As a general rule, if something gets booed at Cannes Film Festival, you need to see it. Whether it turns out to be the worst thing of all time or an under-appreciated gem, a film that manages to stir up a crowd so much that they feel the need to loudly boo the screen must be doing... something. Fortunately for us, (but I guess, less so for him) Ryan Gosling's directorial debut was laughed straight off the screens at Cannes last year. With their loss comes our gain however, because Lost River proves to be one of the most striking and haunting films lucky enough to see a release so far this year.

Criticised heavily for being a derivative and unoriginal flick, the film does take obvious influential cues from a plethora of different directors, most prominently David Lynch, Winding Refn, and a little bit weirdly, Tim Burton. Although this borrowing of technique is far from a tragedy, as it allows the movie to flow like a mish-mash mood board of different styles and establishes Lost River as a confident and captivating first film from Gosling. With a keen eye for detail the movie's sophisticated cinematography and sense of pacing completely elevates the rather familiar narrative; not to say the plot's bad per se - it just doesn't quite live up to the imaginative surrealist imagery that dominates most of the film. But regardless of the plot's tendency to spin its wheels from time to time, Gosling's atmospheric creation of the anti-American Dream is a fascinating experience from beginning to end.

Blending natural neo-realist skits with highly scripted scenes of hyper-fantasy, Lost River actually owes as much of a debt to Under the Skin as it does to Blue Velvet. This jarring contrast between natural location shooting and tightly directed stylistic showcases really imbues small areas, such as the superbly photographed titular city of Lost River (in reality a mostly abandoned suburb of Detroit), with a tangible and authentic sense of desperate despair. In lesser hands, the depiction of such an unsavoury area could have felt uncomfortably indulgent with a kind of "look at how the lower half live" sense of voyeurism - yet Gosling's film never feels that cold, instead opting for a frank yet visually impressive representation of a broken under-class.

Of course this wouldn't work so well if it wasn't for the immersive stylings of the more mystical side of the film; evocative nightmarish landscapes that could have been ripped directly from the darkest David Lynch film, these surrealist sequences really allow the surprisingly sophisticated directorial eye of Gosling to shine through. The fantastical sections of the picture give the director the freedom to explore the more mythical side of Lost River, showcasing a twisted fairy tale cinemascape that's fuelled on blood, sex and perversion. With the ability to indulge fully in Lynchian abstraction, these odd sections boast some of the film's most striking sequences; an invigorating and moody pallet of reds, blacks and blues punctuate the theatrical violence taking place on screen, and it all makes for an intoxicating viewing experience.

Simply put, the fantastical elements of the picture allow Gosling to think up brilliant isolated sequences that embody a sense of wacky autonomy, free from the shackles of narrative restrictions.
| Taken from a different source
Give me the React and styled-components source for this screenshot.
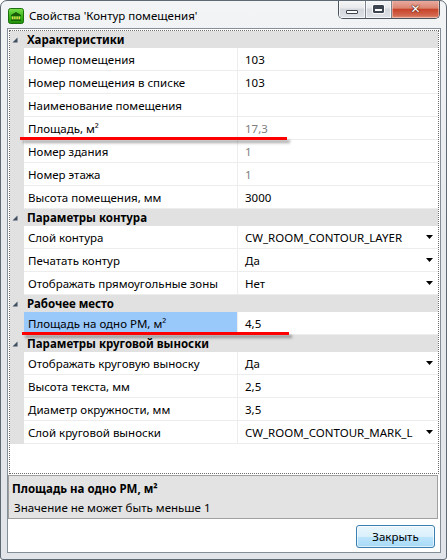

Unexpectedly, the director's greatest strength comes in his blending of music and cinema, as some of the film's most visually interesting and imaginative scenes amount to little more than musical numbers. A haunting rendition of 'Cool Water' played over an overwhelmingly tense ballroom, all the while intercut with images of Matt Smith's savage and menacing Bully, makes for the most engrossing and affecting sequence in the entire picture. But even more impressively, it's just one of the many moments where Gosling perfectly nails a sense of tone and atmosphere by pairing a superb tune with the right set of images.

So while Lost River isn't the most original picture you'll ever see, in the end it doesn't really matter. All of your favourite films only exist because directors have been inspired, either overtly or implicitly, by the work of others. Do you think we'd have Woody Allen without Ingmar Bergman? Paul Thomas Anderson without Stanley Kubrick? Neill Blomkamp without Steven Spielberg? Gosling's film borrows heavily from other filmmakers, but it doesn't copy them; instead it takes these base elements and creates something different. It's a style that's interesting and visually engrossing, steeped in fairy tale and myth that has, admittedly, been squeezed through the hypnotic lens of Blue Velvet; but a style which, at the end of the day, feels distinctively and exclusively like the work of Lost River.